### Prompt
Reproduce every record exactly as it appears, but not the pictures.

### Listing
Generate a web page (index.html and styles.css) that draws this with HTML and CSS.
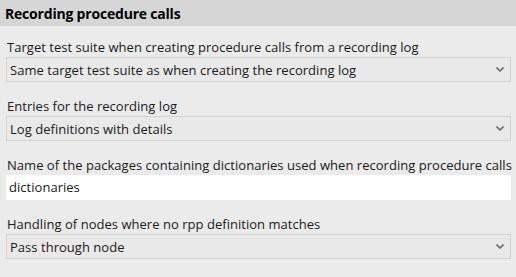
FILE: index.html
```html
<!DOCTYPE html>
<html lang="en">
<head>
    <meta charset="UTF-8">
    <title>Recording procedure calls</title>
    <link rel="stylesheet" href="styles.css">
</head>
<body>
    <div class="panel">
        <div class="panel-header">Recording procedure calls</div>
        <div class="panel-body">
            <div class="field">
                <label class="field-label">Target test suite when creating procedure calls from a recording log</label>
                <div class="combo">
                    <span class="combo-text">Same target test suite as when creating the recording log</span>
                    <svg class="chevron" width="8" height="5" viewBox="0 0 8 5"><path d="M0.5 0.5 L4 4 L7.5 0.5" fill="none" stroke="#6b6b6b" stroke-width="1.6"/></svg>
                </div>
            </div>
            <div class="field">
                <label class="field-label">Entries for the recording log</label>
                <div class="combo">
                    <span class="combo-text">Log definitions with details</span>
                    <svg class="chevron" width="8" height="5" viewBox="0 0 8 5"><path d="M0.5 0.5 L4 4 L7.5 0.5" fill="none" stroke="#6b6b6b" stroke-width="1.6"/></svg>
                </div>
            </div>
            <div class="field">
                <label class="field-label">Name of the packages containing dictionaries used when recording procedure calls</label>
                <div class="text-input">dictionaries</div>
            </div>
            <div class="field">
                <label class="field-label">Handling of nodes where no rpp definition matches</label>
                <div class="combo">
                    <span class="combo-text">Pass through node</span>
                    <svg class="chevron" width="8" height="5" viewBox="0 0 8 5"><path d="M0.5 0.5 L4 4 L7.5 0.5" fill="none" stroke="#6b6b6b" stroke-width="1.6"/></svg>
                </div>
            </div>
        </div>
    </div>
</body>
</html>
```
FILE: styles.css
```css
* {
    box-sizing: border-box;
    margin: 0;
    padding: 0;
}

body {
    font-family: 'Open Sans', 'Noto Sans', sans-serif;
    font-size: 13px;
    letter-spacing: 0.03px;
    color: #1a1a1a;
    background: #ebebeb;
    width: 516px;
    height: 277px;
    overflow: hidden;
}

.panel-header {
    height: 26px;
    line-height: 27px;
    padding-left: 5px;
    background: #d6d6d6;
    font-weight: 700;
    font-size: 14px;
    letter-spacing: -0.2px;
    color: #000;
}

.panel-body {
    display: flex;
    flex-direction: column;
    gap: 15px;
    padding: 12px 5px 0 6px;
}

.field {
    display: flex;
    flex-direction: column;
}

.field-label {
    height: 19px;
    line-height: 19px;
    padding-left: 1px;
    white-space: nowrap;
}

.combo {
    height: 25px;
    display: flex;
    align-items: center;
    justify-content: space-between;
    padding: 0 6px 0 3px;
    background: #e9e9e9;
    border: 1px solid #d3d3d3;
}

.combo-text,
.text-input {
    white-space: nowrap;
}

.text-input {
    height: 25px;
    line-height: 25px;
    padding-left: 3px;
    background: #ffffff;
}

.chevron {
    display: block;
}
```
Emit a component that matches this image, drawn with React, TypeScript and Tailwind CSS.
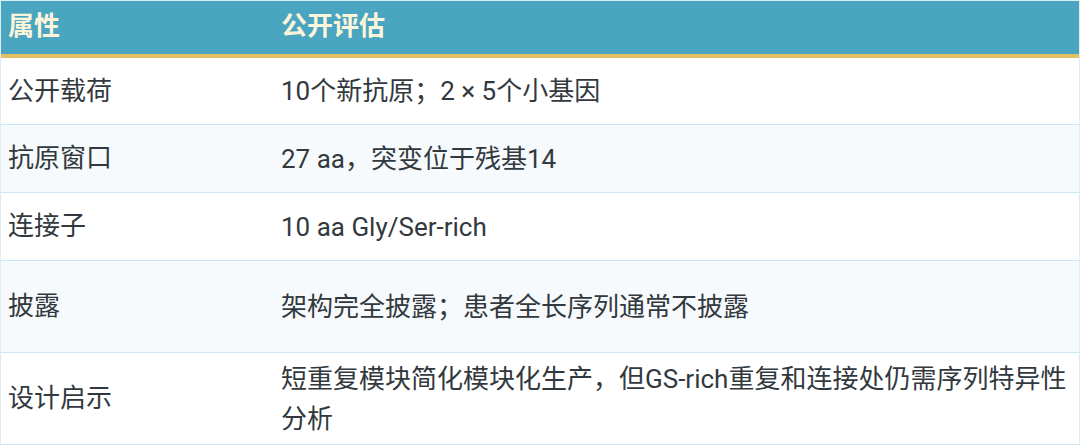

### Result of this exercise
Generate a web page (index.html and styles.css) that draws this with HTML and CSS.
FILE: index.html
```html
<!DOCTYPE html>
<html lang="en">
<head>
    <meta charset="UTF-8">
    <title>Recording procedure calls</title>
    <link rel="stylesheet" href="styles.css">
</head>
<body>
    <div class="panel">
        <div class="panel-header">Recording procedure calls</div>
        <div class="panel-body">
            <div class="field">
                <label class="field-label">Target test suite when creating procedure calls from a recording log</label>
                <div class="combo">
                    <span class="combo-text">Same target test suite as when creating the recording log</span>
                    <svg class="chevron" width="8" height="5" viewBox="0 0 8 5"><path d="M0.5 0.5 L4 4 L7.5 0.5" fill="none" stroke="#6b6b6b" stroke-width="1.6"/></svg>
                </div>
            </div>
            <div class="field">
                <label class="field-label">Entries for the recording log</label>
                <div class="combo">
                    <span class="combo-text">Log definitions with details</span>
                    <svg class="chevron" width="8" height="5" viewBox="0 0 8 5"><path d="M0.5 0.5 L4 4 L7.5 0.5" fill="none" stroke="#6b6b6b" stroke-width="1.6"/></svg>
                </div>
            </div>
            <div class="field">
                <label class="field-label">Name of the packages containing dictionaries used when recording procedure calls</label>
                <div class="text-input">dictionaries</div>
            </div>
            <div class="field">
                <label class="field-label">Handling of nodes where no rpp definition matches</label>
                <div class="combo">
                    <span class="combo-text">Pass through node</span>
                    <svg class="chevron" width="8" height="5" viewBox="0 0 8 5"><path d="M0.5 0.5 L4 4 L7.5 0.5" fill="none" stroke="#6b6b6b" stroke-width="1.6"/></svg>
                </div>
            </div>
        </div>
    </div>
</body>
</html>
```
FILE: styles.css
```css
* {
    box-sizing: border-box;
    margin: 0;
    padding: 0;
}

body {
    font-family: 'Open Sans', 'Noto Sans', sans-serif;
    font-size: 13px;
    letter-spacing: 0.03px;
    color: #1a1a1a;
    background: #ebebeb;
    width: 516px;
    height: 277px;
    overflow: hidden;
}

.panel-header {
    height: 26px;
    line-height: 27px;
    padding-left: 5px;
    background: #d6d6d6;
    font-weight: 700;
    font-size: 14px;
    letter-spacing: -0.2px;
    color: #000;
}

.panel-body {
    display: flex;
    flex-direction: column;
    gap: 15px;
    padding: 12px 5px 0 6px;
}

.field {
    display: flex;
    flex-direction: column;
}

.field-label {
    height: 19px;
    line-height: 19px;
    padding-left: 1px;
    white-space: nowrap;
}

.combo {
    height: 25px;
    display: flex;
    align-items: center;
    justify-content: space-between;
    padding: 0 6px 0 3px;
    background: #e9e9e9;
    border: 1px solid #d3d3d3;
}

.combo-text,
.text-input {
    white-space: nowrap;
}

.text-input {
    height: 25px;
    line-height: 25px;
    padding-left: 3px;
    background: #ffffff;
}

.chevron {
    display: block;
}
```
Emit a component that matches this image, drawn with React, TypeScript and Tailwind CSS.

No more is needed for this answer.